__ Summary and Contributions__: The paper proposes an approach to learn diverse behaviors to avoid policies to be too specific for a single task and making them general and robust to variations of the task. The proposed method considers policies depending on latent variables and optimizes an objective that prefers policies with high mutual information between the trajectory and the latent variable, conditioned to the fact that those policies must be \epsilon-optimal. Differently from meta-learning, the training is carried out in a single environment while testing is done on variations. A theoretical study to justify the proposed objective is provided together with an experimental evaluation.

__ Strengths__: The main strength point of the paper is the attempt of addressing a quite challenging scenario in which training can be carried out in a single environment while testing should be done in different environments.

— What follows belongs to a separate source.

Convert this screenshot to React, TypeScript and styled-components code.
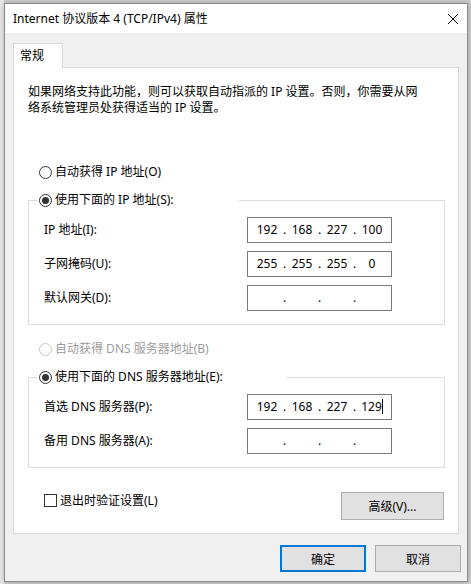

__ Weaknesses__: - The objective function (1): I have two concerns about the definition of this objective:
1. If the intuitive goal consists of finding a set of policies that contains an optimal policy for every test MDP in S_{test}, I would rather evaluate the quality of \overline{\Pi} with the performance in the worst MDP. In other words, I would have employed the \min over S_{test} rather than the summation. With the summation we might select a subset of policies that are very good for the majority of the MDPs in S_{test} but very bad of the remaining ones and this phenomenon would be hidden by the summation but highlighted by the \min.
2. If no conditions on the complexity of \overline{\Pi} are enforced the optimum of (1) would be exactly \Pi, or, at least, the largest subset allowed.
- Latent-Conditioned Policies: How is this different from considering a hyperpolicy that is used to sample the parameters of the policy, Like in Parameter-based Exploration Policy Gradients (PGPE)?
Sehnke, Frank, et al. "Policy gradients with parameter-based exploration for control." International Conference on Artificial Neural Networks. Springer, Berlin, Heidelberg, 2008.
- Choice of the latent variable distribution: at line 139 the authors say that p(Z) is chosen to be the uniform distribution, while at line 150 p(Z) is a categorical distribution. Which one is actually used in the algorithm? Is there a justification for choosing one distribution rather than another? Can the authors motivate?
**Minor***
- line 64: remove comma after a_i
- line 66: missing expectation around the summation
- line 138: what is H(Z)?
- line 322: don’t -> do not
- Equation (2): at this point the policy becomes a parametric function of \theta. Moreover, the dependence on s when using the policy as an argument for R_{\mathcal{M}} should be removed
- Figure 3: the labels on the axis are way too small
- Font size of the captions should be the same as the text

__ Correctness__: The proofs of all claims are reported in appendix. I made a high-level check of the math and seems correct to me.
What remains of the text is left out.